American agriculture has depended on the labor of immigrants since the 1940s. For decades, the U.S. Government has created, modified, and terminated various guest worker visa programs to help American farmers meet their labor needs, with the first being implemented in 1942. The current visa program, the H-2A, is the program farmers love to hate because, while supplying much-needed labor, it is bureaucratic, difficult to use, and does not meet farmer and rancher hired farmworker demand. Rep. Goodlatte (R- VA), Chair of the House Judiciary Committee, has stated that “the H-2A program is widely known to be expensive, time-consuming, and flawed,” which leads to American farmers “[finding] themselves at a competitive disadvantage in the marketplace” due to the regulations they are forced to comply with. To address this, Rep. Goodlatte introduced the Agricultural Guestworker (AG) Act (H.R. 4092) last year. The bill would create a new guest worker visa program, the H-2C program, which would include:

  • Moving administration of the visa program from the Department of Labor (DOL) to the U.S. Department of Agriculture (USDA).
  • Extending the guest farmworker visa duration from one to three years.
  • Allowing guest farmworkers to move freely through the farm labor marketplace, by enabling them to switch agricultural employers during their stay.
  • Expanding the availability of agricultural guest workers to non-seasonal agricultural employers, like dairies, poultry farms, and aquaculture operations, as well as food processors.
  • Establishing an initial cap of 450,000 visas per year and requiring “touchbacks” by guest workers to their countries of origin at the end of every work agreement (roughly every 12 to 36 months).
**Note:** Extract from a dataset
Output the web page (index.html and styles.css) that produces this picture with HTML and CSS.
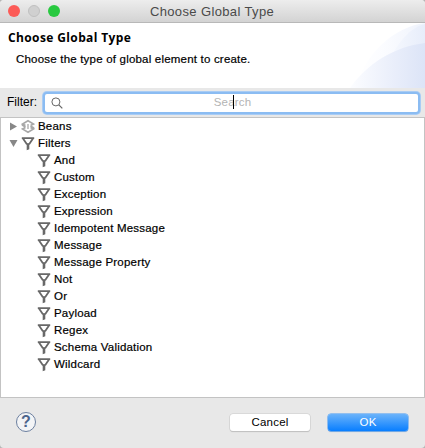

So, what's so bad about the AG Act?  

Notably, it does not grandfather-in undocumented farmworkers who have been working on farms for many years, nor does it provide a path to citizenship for them and their families. However, there is another option. Unlike the Goodlatte AG Act, the Agricultural Worker Program Act of 2017 (S. 1034), sponsored by Senator Feinstein (D-CA), would “give undocumented farmworkers a ‘blue’ card after they prove they have worked 100 days over the past two years in agriculture, shielding them from deportation,” as reported by the Desert Sun.  Blue card holders would be eligible to apply for permanent residency after three years of having legal work status, and would eventually be able to apply for citizenship. 
 
However, with the current administration's efforts to advance various anti-immigration measures, the Goodlatte bill goes well beyond addressing farmers' and ranchers' needs for labor. This includes:

  • Authorizing $30 billion to build a border wall along our border with Mexico.
  • Ending family-based migration and the diversity visa lottery program.
  • Allowing the Justice Department to withhold grants from sanctuary cities.
  • Requiring employers to transfer 10% of guest workers’ gross wages to a trust fund to provide a monetary incentive for them to return home when their visas expire.
  • Scrapping existing requirements that employers provide guest workers with housing and transportation.
  • Reducing hourly farmworker wages in more than half of our states (those with hourly minimum wage rates higher than the federal rate) by eliminating the USDA’s Adverse Effect Wage Rate (AEWR) and replacing it with a rate equal to the state’s minimum wage.
    • In New York, for example, per hour wages would be reduced by $2.43 to $10.40 per hour. In California, per hour wages would be reduced by $2.68 to $10.50 per hour.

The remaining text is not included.